Bence bu pratikleri zaten birleşik bir mücadelenin parçaları olarak görmek gerekir. Ankara’da da bir dayanışma akademisi için çalışmalar başladı. Bu dönemde dayanışma için atılan her adım hayatî bir öneme sahip ancak bu dayanışma çabalarının bilgisinin her yere yayılması tabiri caizse bir dayanışma ağı ortaya çıkmasını önemsiyorum. Üstelik şu anda büyük oranda işten atılanlar ve açığa alınanlar üzerinden yürüyen bir çaba var, bu elbette merkezî önemde ama eğer hükümet kamu çalışanları rejimi gibi değişiklikleri hayata geçirirse herkes güvencesizleşmiş olacak. Buna direnmek şart.

KESK önümüzdeki ay miting kararı aldı. Bunu nasıl değerlendiriyorsun?

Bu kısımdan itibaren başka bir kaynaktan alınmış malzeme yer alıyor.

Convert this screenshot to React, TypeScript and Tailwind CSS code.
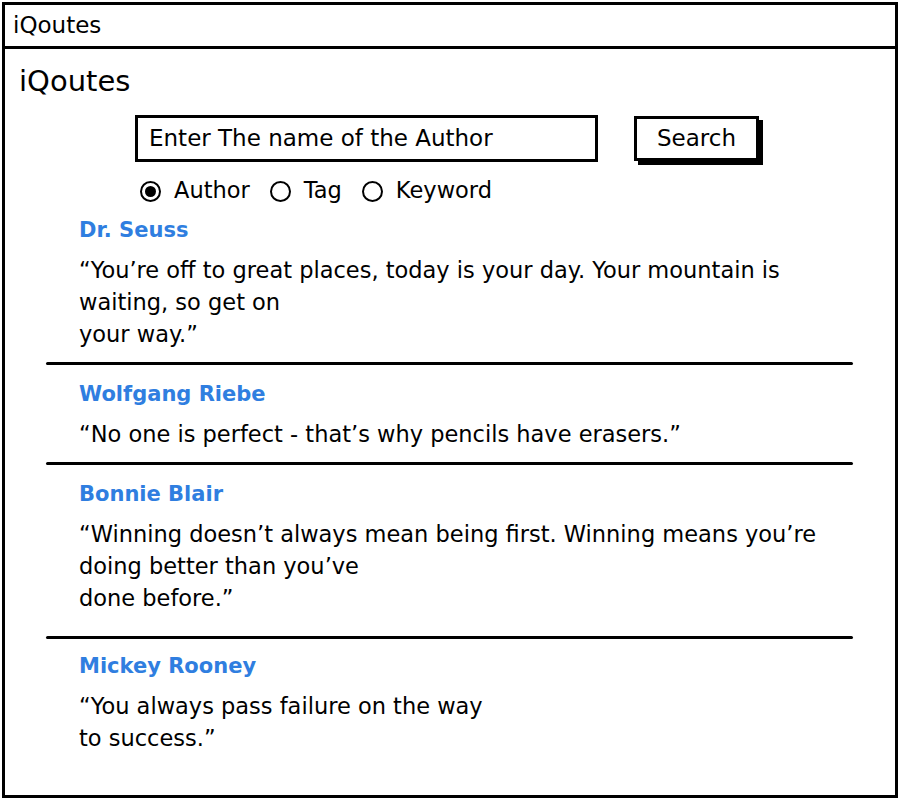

KESK’in miting ve mitingi örgütlemeye dönük bir dizi adım atma kararı alması bence son dönemin en önemli gelişmelerinden biri ve OHAL rejimine karşı toplumsal muhalefetin bir araya gelişini sağlayabilir. Geçtiğimiz günlerde kadın hareketinin hükümete nasıl geri adım attırabildiğini gördük. Daha geniş kitleler, daha büyüğünü yapabilir. Bence bu mitingin örgütlenmesinde bugüne kadarki bazı alışkanlıklardan kurtulmamız şart. Uzun zamandır çok kısa süre önce duyurulan, dolayısıyla örgütlenemeyen eylemler yapıyorduk. Sendikaların üye kaybettiği, korkunun yayıldığı bir atmosferde KESK mitingi sendikayı aşağıdan bir şekilde örgütlemenin, KESK üyesi olmayan emekçilere de seslenmenin, genişlemenin fırsatı olarak görülebilir. Bunun en önemli adımı mitingi işyerlerinde örgütlemek. Ayrıca barış, demokrasi ve özgürlük isteyen tüm kesimler bu süreçte KESK’e ve sendikalara sahip çıkmalı, sendikalara gitmeli ve mitingin örgütlenmesine katkıda bulunmalı diye düşünüyorum.

Diren Cevahir Şen (Avukat-Feminist):

OHAL sonrası gelişmeleri ve birleşik mücadele ihtiyaçlarını, bu arada KESK’in miting çağrısını nasıl değerlendiriyorsun?

OHAL uygulamalarına karşı kolektif, ortak, birlikte mücadele edilmesi gerektiğinden yanayım. Maalesef Türkiye’de blok, platform gibi şeyler sonuç vermiyor, tamamlanamıyor. Kısa bir sürede dağılıyor. Ama biz avukatlar olarak OHAL’e karşı Hukukçular platformu kurduk. Gayet de iyi gidiyor. Çok farklı çevrelerde siyaset yapan örgütlü avukatlardan bağımsızlara, barış için imzacılara herkesi kapsayan bir yapı. Daha teknik bir iş yapıyoruz elbette, hukukçu platformu olduğumuz için. Ama OHAL’e karşı, KHK’lara karşı mücadele ortak bir çalışmayla olmalı. Kamuoyu yaratmak, sonuç almak, kitlelere ulaşmak için birlikte olmalıyız. Emek örgütleri, öğrenciler, meslek grupları, bireyler, partiler, STK’lar bu koşullarla ortak mücadele etmeli. Çünkü OHAL hepimizi etkiliyor. Doğayı, kadınları ama yurttaşlar olarak hepimizi, gündelik hayatımızı etkiliyor. ‘Armutun sapı’ demeden birlikte mücadele zeminlerinin olanaklarını fiilen örmeliyiz.